Staff work often involves identifying decisions that must be made, and escalating them to the person in the organization with the authority and information to make the decision. People engaged in staff work are often relieved of the burden of recording a decision or formally communicating the outcome beyond the people immediately and obviously impacted by the change. Project management requires a different orientation and sometimes higher standards for decisions.
Project orientation involves setting and managing stakeholder expectations regarding scope, schedule, and budget; this makes decision management essential. Initial project expectations are established based upon the best information available and assumptions about information not available when the project is defined. These things together—facts and our best guesses about the facts we don’t have—are the basis for project definition. Decisions generally represent a change in project facts or assumptions, or resolution of conflict we didn’t know existed when we began. As a consequence, significant project decisions will often affect schedule, budget, and scope agreements captured in the project definition or require changes to the project schedule or budget. That means we need to keep track of them.
At the end of a project, the project manager is generally asked to tell a story addressing the following questions:
- What did we set out to do?
- What did we discover along the way?
- What did we do and what was our final performance against expectations?
- What were the causes of differences between what we started out to do and what we ended up doing?
Decisions are often a vital part of the explanation required for items number two and number four, and they must be recorded to facilitate the telling of the project story.
The “Other Project Manager”
Management consultant Tim Lister is one of my heroes. He is a master at finding terse and memorable ways to capture important project truths. In one of Tim’s talks a few years ago, he made a profound observation:
“All projects have two project managers, the official PM and time. Those decisions that a PM doesn’t make promptly will often be made by time, indifferent to the project’s best interests.”

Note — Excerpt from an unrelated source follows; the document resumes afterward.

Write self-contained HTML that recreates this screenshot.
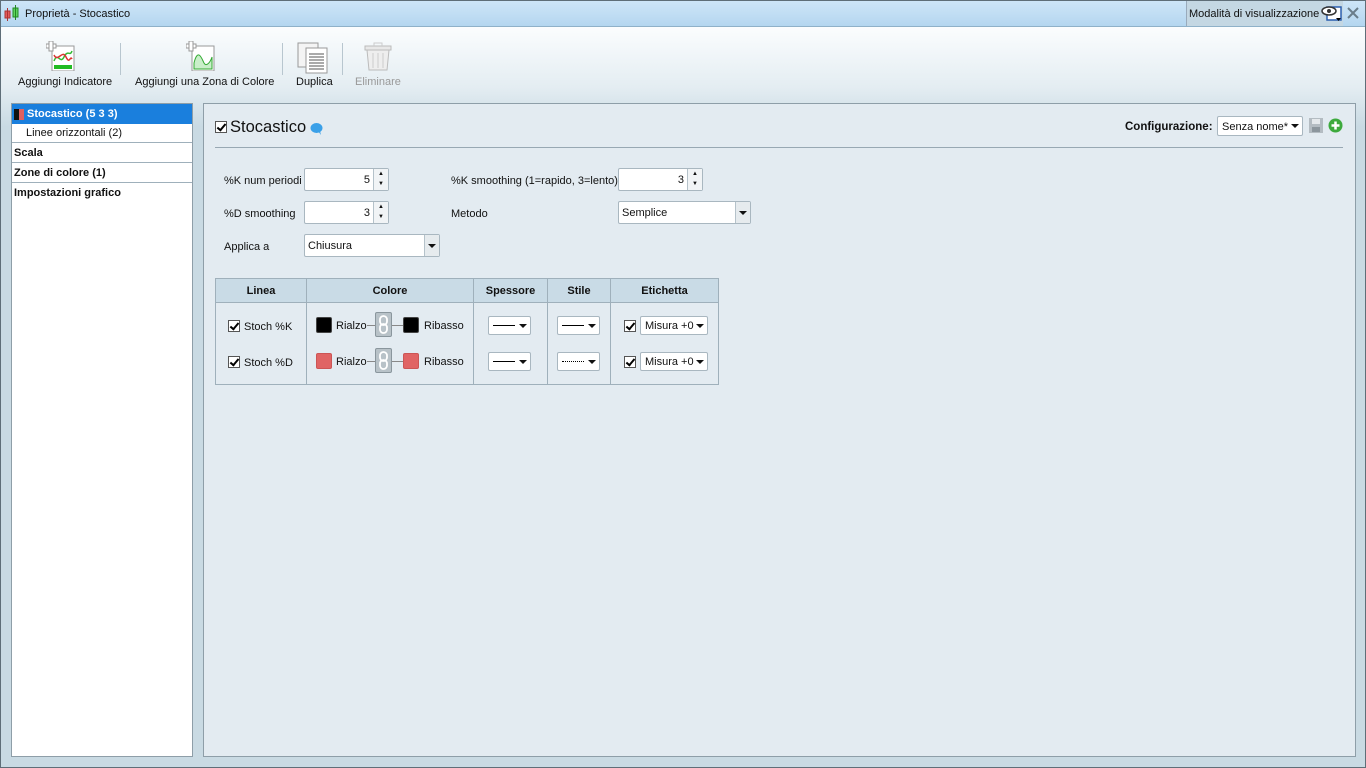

This cuts to the heart of the other side of the decision-management coin; it isn’t just recording and transmitting decisions that are important to the project, it is also managing the decisions that have yet to be made. Many decisions, if delayed, affect costs and schedule and scope. Delaying decisions beyond a point causes hardship for the project that plays out as increased schedule and budget or reduced scope and quality.
Projects and project managers must be thoughtful about decisions. This doesn’t necessarily require an additional process, but it might involve a more rigorous application of the processes currently in place. When the need for an executive or customer decision beyond the authority of the PM arises, make sure that the importance of the decision is clear and the basics (who decides, based upon what, when) are understood so that appropriate information can be provided to the decision maker to facilitate the decision, avoiding a delay based upon the project’s failure to inform. This enables timely decisions. If a decision is delayed, ensure that the consequences of the delay are clear to the decision maker to avoid later surprises.